Cette auteure, comédienne et metteure en scène, s'est emparée du classique de Gustave Flaubert pour en sonder la problématique féministe mais aussi (surtout ?) en souligner la modernité.
Avec l'aide de Pauline Gillet Chassanne (qui donne également corps dans le film projeté à une Emma des plus contemporaines) elle nous propose une mise en scène très moderne qui entremêle des extraits du roman à de la vidéo et de la musique, laissant apparaître les coutures du spectacle qui se construit sous nos yeux.
Car Cendre Chassanne ne pense pas au théâtre pour son adaptation de Madame Bovary, non, ce qu'elle veut c'est faire un film, et pas celui de Chabrol, un film de Truffaut !
Qu'à cela ne tienne, elle lui téléphone, elle lui explique pourquoi il faut qu'il monte ce film, pourquoi lui, comment ils pourraient le faire. Elle fait du processus d'écriture le nœud même d'un spectacle qui se partage, comme le roman, en trois parties se resserrant autour d'épisodes capitaux de l'existence d'Emma. Si besoin elle écrit un mail à Gustave pour lui demander une précision, un avis. Bien sûr il faudra commencer par l'enfance d'Emma, sa rencontre avec Charles. Cendre Chassanne se transforme alors en conteuse et nous nous plaisons à redécouvrir l'histoire de cette femme du XIXème siècle dont les envies, les frustrations, les désirs pourraient tout à fait être ceux d'une femme de nos jours, les nôtres.

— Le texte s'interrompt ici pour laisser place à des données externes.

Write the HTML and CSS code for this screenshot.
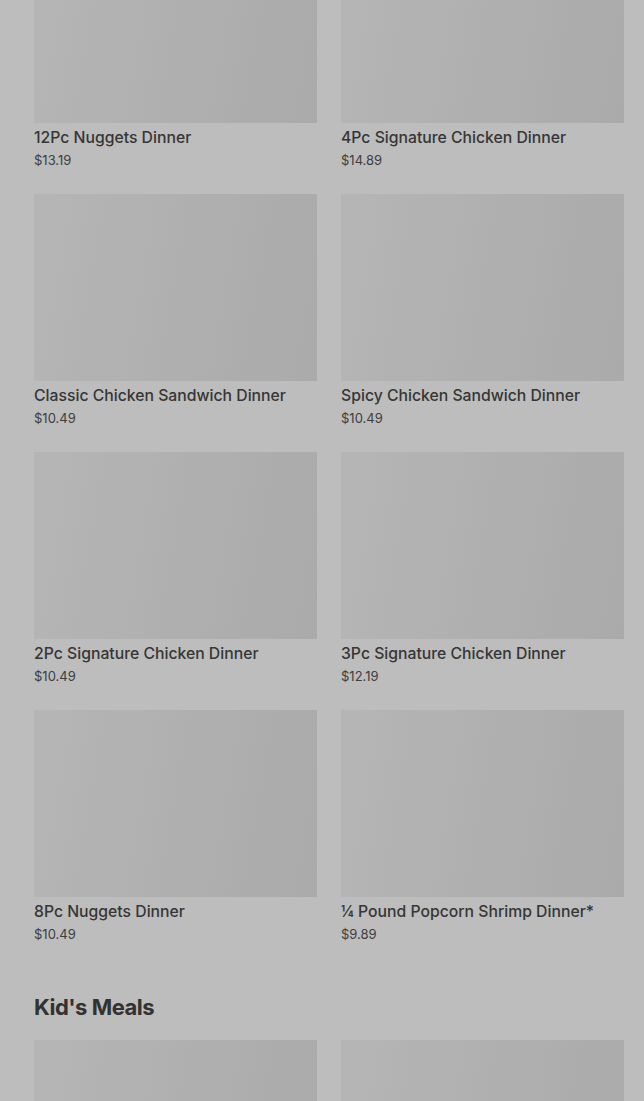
FILE: index.html
```html
<!DOCTYPE html>
<html lang="en">
<head>
    <meta charset="UTF-8">
    <meta name="viewport" content="width=device-width, initial-scale=1.0">
    <title>Menu</title>
    <link rel="stylesheet" href="styles.css">
</head>
<body>
    <div class="menu">
        <section class="menu-section">
            <div class="item-grid">
                <div class="item">
                    <div class="item-img"></div>
                    <div class="item-name">12Pc Nuggets Dinner</div>
                    <div class="item-price">$13.19</div>
                </div>
                <div class="item">
                    <div class="item-img"></div>
                    <div class="item-name">4Pc Signature Chicken Dinner</div>
                    <div class="item-price">$14.89</div>
                </div>
                <div class="item">
                    <div class="item-img"></div>
                    <div class="item-name">Classic Chicken Sandwich Dinner</div>
                    <div class="item-price">$10.49</div>
                </div>
                <div class="item">
                    <div class="item-img"></div>
                    <div class="item-name">Spicy Chicken Sandwich Dinner</div>
                    <div class="item-price">$10.49</div>
                </div>
                <div class="item">
                    <div class="item-img"></div>
                    <div class="item-name">2Pc Signature Chicken Dinner</div>
                    <div class="item-price">$10.49</div>
                </div>
                <div class="item">
                    <div class="item-img"></div>
                    <div class="item-name">3Pc Signature Chicken Dinner</div>
                    <div class="item-price">$12.19</div>
                </div>
                <div class="item">
                    <div class="item-img"></div>
                    <div class="item-name">8Pc Nuggets Dinner</div>
                    <div class="item-price">$10.49</div>
                </div>
                <div class="item">
                    <div class="item-img"></div>
                    <div class="item-name">¼ Pound Popcorn Shrimp Dinner*</div>
                    <div class="item-price">$9.89</div>
                </div>
            </div>
        </section>

        <section class="menu-section">
            <h2 class="section-title">Kid's Meals</h2>
            <div class="item-grid">
                <div class="item">
                    <div class="item-img"></div>
                </div>
                <div class="item">
                    <div class="item-img"></div>
                </div>
            </div>
        </section>
    </div>

    <div class="backdrop"></div>
</body>
</html>
```

FILE: styles.css
```css
/* page */
body {
    margin: 0;
    background-color: #fff;
    font-family: Inter, "Liberation Sans", sans-serif;
    color: #4d4d4d;
}

.menu {
    padding: 0 20px 0 34px;
    margin-top: -64px;
}

.menu-section {
    margin-bottom: 50px;
}

.section-title {
    margin: 0 0 19px;
    font-size: 22px;
    line-height: 28px;
    font-weight: 700;
    letter-spacing: -0.5px;
    color: #444;
}

.item-grid {
    display: grid;
    grid-template-columns: 1fr 1fr;
    column-gap: 24px;
    row-gap: 25px;
}

.item-img {
    height: 187px;
    background: linear-gradient(100deg, #f5f5f5 0%, #ececec 60%, #e6e6e6 100%);
}

.item-name {
    margin-top: 4px;
    font-size: 15.75px;
    line-height: 22px;
    font-weight: 500;
    color: #4a4a4a;
}

.item-price {
    margin-top: 2px;
    font-size: 13px;
    line-height: 18px;
    color: #555;
}

/* modal backdrop over the menu */
.backdrop {
    position: fixed;
    inset: 0;
    background-color: rgba(0, 0, 0, 0.26);
}
```
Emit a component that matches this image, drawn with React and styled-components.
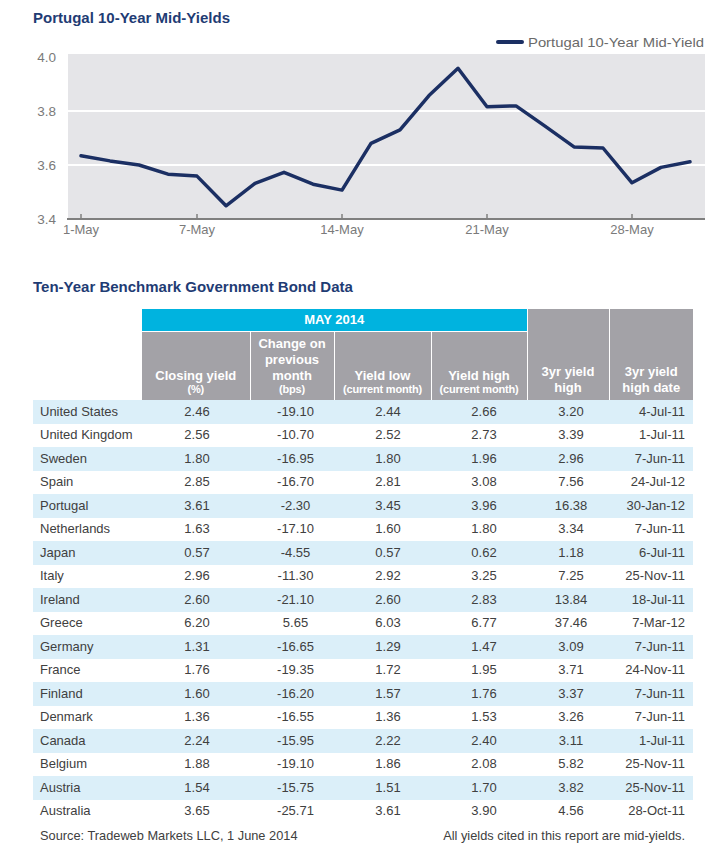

François Truffaut disait : « Qu'on écrive un roman ou un scénario, on organise des rencontres, on vit avec des personnages, c'est le même plaisir, le même travail, on intensifie la vie. » Cette citation prend tout son sens au fil de cet enthousiasmant spectacle tant Cendre Chassanne semble vivre avec Emma et permettre la rencontre du public avec cette héroïne.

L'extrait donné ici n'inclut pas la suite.